Now I put numbers on this, 1, 2, 3, .... 10, 11, 12.
The 10 first number would be about the dis-satisfied and 11 and 12 about the satisfied.

That will have 12 distinct levels. So according to Noetsi and "a fair number of articles" that will be OK to use regression on.

I would say that it is not the number of levels that matters. It is if the numbers corresponds the the verbal phrasing.
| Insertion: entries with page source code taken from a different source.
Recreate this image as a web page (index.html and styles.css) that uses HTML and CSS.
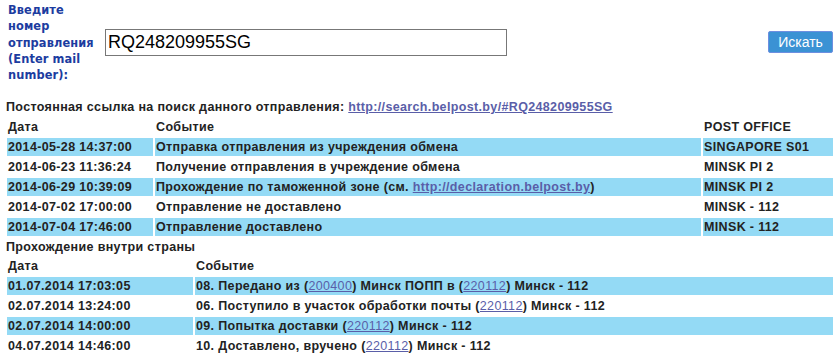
FILE: index.html
```html
<!DOCTYPE html>
<html lang="ru">
<head>
<meta charset="utf-8">
<title>Белпочта — поиск отправления</title>
<link rel="stylesheet" href="styles.css">
</head>
<body>
<form class="search">
  <div class="search-label">Введите номер отправления (Enter mail number):</div>
  <input class="search-input" type="text" value="RQ248209955SG">
  <button class="search-btn" type="button">Искать</button>
</form>
<div class="permalink">Постоянная ссылка на поиск данного отправления: <a href="#">http://search.belpost.by/#RQ248209955SG</a></div>
<table class="track track-intl">
  <tr class="head"><td class="c1">Дата</td><td class="c2">Событие</td><td class="c3">POST OFFICE</td></tr>
  <tr class="hl"><td>2014-05-28 14:37:00</td><td>Отправка отправления из учреждения обмена</td><td>SINGAPORE S01</td></tr>
  <tr><td>2014-06-23 11:36:24</td><td>Получение отправления в учреждение обмена</td><td>MINSK PI 2</td></tr>
  <tr class="hl"><td>2014-06-29 10:39:09</td><td>Прохождение по таможенной зоне (см. <a href="#">http://declaration.belpost.by</a>)</td><td>MINSK PI 2</td></tr>
  <tr><td>2014-07-02 17:00:00</td><td>Отправление не доставлено</td><td>MINSK - 112</td></tr>
  <tr class="hl"><td>2014-07-04 17:46:00</td><td>Отправление доставлено</td><td>MINSK - 112</td></tr>
</table>
<div class="subtitle">Прохождение внутри страны</div>
<table class="track track-local">
  <tr class="head"><td class="d1">Дата</td><td class="d2">Событие</td></tr>
  <tr class="hl"><td>01.07.2014 17:03:05</td><td>08. Передано из (<a class="zip" href="#">200400</a>) Минск ПОПП в (<a class="zip" href="#">220112</a>) Минск - 112</td></tr>
  <tr><td>02.07.2014 13:24:00</td><td>06. Поступило в участок обработки почты (<a class="zip" href="#">220112</a>) Минск - 112</td></tr>
  <tr class="hl"><td>02.07.2014 14:00:00</td><td>09. Попытка доставки (<a class="zip" href="#">220112</a>) Минск - 112</td></tr>
  <tr><td>04.07.2014 14:46:00</td><td>10. Доставлено, вручено (<a class="zip" href="#">220112</a>) Минск - 112</td></tr>
</table>
</body>
</html>
```
FILE: styles.css
```css
html, body {
  margin: 0;
  padding: 0;
  background: #ffffff;
}
body {
  font-family: "Liberation Sans", Arial, sans-serif;
  font-size: 12.5px;
  font-weight: bold;
  color: #222222;
  letter-spacing: 0.35px;
}
.search {
  display: flex;
  align-items: center;
  margin: 0;
  padding: 2px 5px 0 8px;
}
.search-label {
  width: 90px;
  font-family: "DejaVu Sans", Verdana, sans-serif;
  font-size: 11.4px;
  font-weight: bold;
  line-height: 16.25px;
  color: #1c3ca0;
  letter-spacing: 0.1px;
}
.search-input {
  margin-left: 7px;
  width: 402px;
  height: 27px;
  box-sizing: border-box;
  border: 1px solid #777777;
  padding: 0 0 0 2px;
  font-family: "Liberation Sans", Arial, sans-serif;
  font-size: 18px;
  font-weight: normal;
  letter-spacing: 0;
  color: #000000;
  outline: none;
}
.search-btn {
  margin-left: auto;
  width: 65px;
  height: 22px;
  box-sizing: border-box;
  border: 1px solid #6d8fe0;
  border-radius: 2px;
  background: #3b92d4;
  color: #ffffff;
  font-family: "Liberation Sans", Arial, sans-serif;
  font-size: 14px;
  font-weight: normal;
  letter-spacing: 0;
  padding: 0;
  margin-top: -2px;
}
.permalink {
  margin-top: 15px;
  padding-left: 6px;
  line-height: 18px;
  height: 18px;
}
a {
  color: #5a5ea8;
  text-decoration: underline;
}
a.zip {
  font-weight: normal;
}
.track {
  border-collapse: separate;
  border-spacing: 2px;
  margin-left: 5px;
  width: 830px;
  table-layout: fixed;
}
.track td {
  height: 18px;
  line-height: 18px;
  padding: 0 0 0 1px;
  white-space: nowrap;
  overflow: hidden;
  vertical-align: middle;
}
.track .hl td {
  background: #94daf5;
}
.c1 { width: 145px; }
.c2 { width: 545px; }
.c3 { width: 129px; }
.d1 { width: 185px; }
.d2 { width: 637px; }
.subtitle {
  padding-left: 6px;
  line-height: 18px;
  height: 17px;
}
```
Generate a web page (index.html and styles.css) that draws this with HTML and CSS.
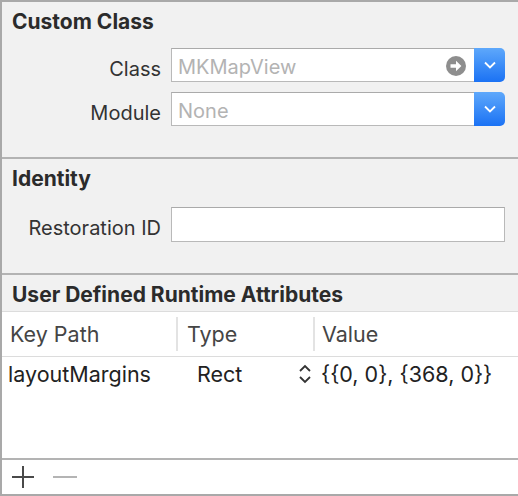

But on a Lickert item I would find it OK to compute parameters like the mean and standard deviation and to do parametric tests.

#### CB

##### Super Moderator
noetsi said:
Well the argument made by those who stress specific levels is that in practice, if not theory, it is the number of levels that determines if you violate the assumptions not if the data is truly continuous or not.
But I don't think that it is reasonable.
(And I don't think that C-Bear really thinks that it is reasonable. I think he just let it pass in the flow of discussion.)
Ha. Ok ok. More honestly, I would say that it:
1. The assumption of continuous normally distributed errors is obviously violated with a Likert DV regardless of the number of levels
2. But it is reasonable to suggest that the number of levels - along with the sample size - is an important determinant of whether the sampling distribution of the coefficients takes something close to the assumed normal shape
3. Yet, as usual, there are more important things to worry about than the normal-errors assumption
4. The case that Greta mentions is one of them: An odd choice of response-option labelling could lead to an especially marked case of non-linear relationship between the (hypothesised) underlying latent variable "Satisfaction" and the observed item responses.
5. This might in turn lead to the predictors having a non-linear relationship with the observed DV (even if the true relationship between the latent variables we actually wished to measure was linear). This would likely lead to a breach of the assumption that the error terms have mean zero for any combination of predictor values, and lead to biased estimates.
6. Related question to ponder: Can we actually obviate this problem by using better option wording, or will it always occur with Likert data?